Bemba, 38, arrived in Gbadolite in July 1999 after troops from Chad who were supporting Kabila pulled out.

A businessman whose family had close ties to Mobutu, Bemba bristles at suggestions that he and many of his supporters are former Mobutuists who want a return to the old ways. He said his army, supported by Ugandan President Yoweri Museveni, was fighting to end the corruption, tribalism and nepotism that characterized Mobutu's and Kabila's regimes.

"Don't think of Mobutuists as people who shook the hand of Mobutu," said Bemba, who ran a cellular-telephone business in Kinshasa in Mobutu's time and had an air-freight business based in Uganda.

Kabila's army arrived in May 1997, like some sort of occupation force, suspicious about the loyalty of the locals. Few people in Gbadolite had any regrets when Bemba's forces replaced government troops, although the prevailing public sentiment is that people just want him to finish the war so they can get on with life.

"We want the war over quickly," said Alphonsine Demomo, 38, who stood in the hot sun holding a jug of palm oil. "We're suffering."

Suffering is a new experience in Gbadolite, which was blessed with Mobutu's munificence at the expense of the rest of the country during his three decades of rule.

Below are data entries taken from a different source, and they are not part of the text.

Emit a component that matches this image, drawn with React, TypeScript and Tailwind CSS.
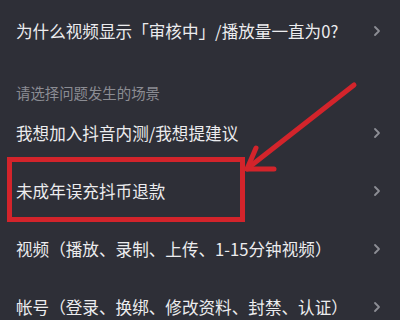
import React from "react";

const Chevron = () => (
  <svg width="10" height="12" viewBox="0 0 10 12" className="shrink-0">
    <path d="M3 2 L7 6 L3 10" fill="none" stroke="#8d8e95" strokeWidth="1.8" strokeLinecap="round" strokeLinejoin="round" />
  </svg>
);

const Row = ({ text, className = "" }: { text: string; className?: string }) => (
  <div className={`flex h-[58px] items-center justify-between pl-4 pr-[18px] ${className}`}>
    <span className="text-[16.6px] leading-[22px] text-[#ececee]">{text}</span>
    <Chevron />
  </div>
);

export default function App() {
  return (
    <div
      className="relative h-[320px] w-[400px] overflow-hidden bg-[#2e2f37]"
      style={{ fontFamily: '"Noto Sans CJK SC", "Noto Sans", sans-serif' }}
    >
      <div className="flex flex-col pt-[2px]">
        <Row text="为什么视频显示「审核中」/播放量一直为0?" />
        <div className="h-[44px] pl-4 pt-[20px]">
          <span className="text-[14.4px] leading-[20px] text-[#8b8c93]">请选择问题发生的场景</span>
        </div>
        <Row text="我想加入抖音内测/我想提建议" />
        <Row text="未成年误充抖币退款" />
        <Row text="视频（播放、录制、上传、1-15分钟视频）" />
        <Row text="帐号（登录、换绑、修改资料、封禁、认证）" />
      </div>
      <div className="absolute left-[7px] top-[157px] h-[65px] w-[238px] border-[5px] border-[#d3242b]" />
      <svg className="absolute left-0 top-0" width="400" height="320" viewBox="0 0 400 320">
        <g stroke="#d3242b" strokeWidth="5" strokeLinecap="round" fill="none">
          <line x1="354" y1="85" x2="248" y2="168" />
          <line x1="247" y1="169" x2="256" y2="148" />
          <line x1="247" y1="169" x2="274" y2="169" />
        </g>
      </svg>
    </div>
  );
}
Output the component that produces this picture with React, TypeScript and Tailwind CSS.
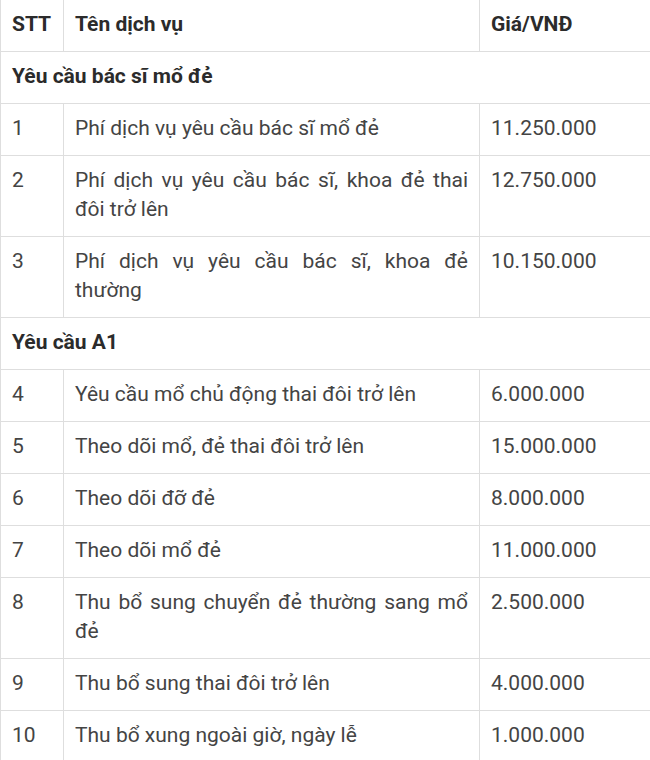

Mobutu started developing Gbadolite in the 1970s as a secondary capital. He built scaled-down replicas of the Kinshasa government ministries, but civil servants balked at relocating from the capital's excitement to such an isolated outpost.

Every major bank in Zaire had a branch in Gbadolite to accommodate Mobutu's frequent withdrawals. The buildings are now used as guest houses for supporters and businesspeople who travel to seek Bemba's favors.

Gbadolite still has a steady electrical supply, thanks to a hydroelectric dam that Mobutu built on the Ubangi River over the objections of the World Bank. In 1987, he extended the runway at Gbadolite's airport to accommodate the supersonic Concorde, which he chartered sometimes to fly to Europe. Mobutu also stole funds supplied by the U.S. government, his primary ally during the 1980s when he allowed the American intelligence agencies to use his country as a base for supporting anticommunist rebels in Angola. So some of Gbadolite's excesses represent the work of U.S. tax dollars.

Now there are few vehicles in Gbadolite, except for several trucks owned by the rebels. Although some pedestrians stroll by, carrying fruits or goods for market balanced on their heads, the streets seem underpopulated.

Mobutu's three palaces are now occupied by goats and a few bored soldiers who have filled the walls with graffiti. Most of the fixtures from his palaces were looted and sold off in the markets in Bangui in the Central African Republic, 130 miles away.

The large palace in Gbadolite, a three-story marble-clad building where Mobutu held most public functions but preferred not to live, was unfinished. Most of the upper floors are still bare concrete, except for one room taken over by rebel radio.

At Kawele, seven miles outside Gbadolite, Mobutu built two palaces within a walled compound. One is a village of Chinese pagodas, with tall roofs of jade and orange glazed tile that surround ponds now filled with thick layers of green algae. It was built by the Chinese and used primarily as a residence for Mobutu's family and guests.

The other palace, Mobutu's former private residence, is a gaudy modern mansion built of real and faux marble veneer. Four concrete lions guard the entrance, and a massive marble table remains in the dining room - too heavy for looters.

"It's a fantastic house," said Jose Etula, 23, a rebel soldier from Gbadolite. "If his children came back now and saw it, they would cry."

Mobutu's two swimming pools and the fountain in the front of the house are now empty of water and filling quickly with vegetation. The gardens have become overgrown with so much hibiscus, creeping vines and bush that the house seems more like an archaeological site than a place that was abandoned three years ago.

Mobutu's bedroom was 625 square feet - the soldiers guarding the place believe his bed was mounted on a rising platform in the center, though none of the fixtures remain. The president's dressing room and bathroom each were the size of a bedroom in a comfortable suburban home. The bathroom had two jacuzzis - one circular and one rectangular.

Mobutu addressed crowds of visitors from a balcony overlooking a large veranda, now covered with shards of broken glass.

Although most Congolese live in huts of sticks and grass, Etula is not appalled at the excess before him. He subscribes to the view held by many Congolese, that the Big Man deserved a house befitting his status.

As lavish as the palaces are, no ruler is likely to occupy these premises soon because the memory of Mobutu remains strong here. It's safer to stay away, to pretend these ruins represent some ancient and lost way of life.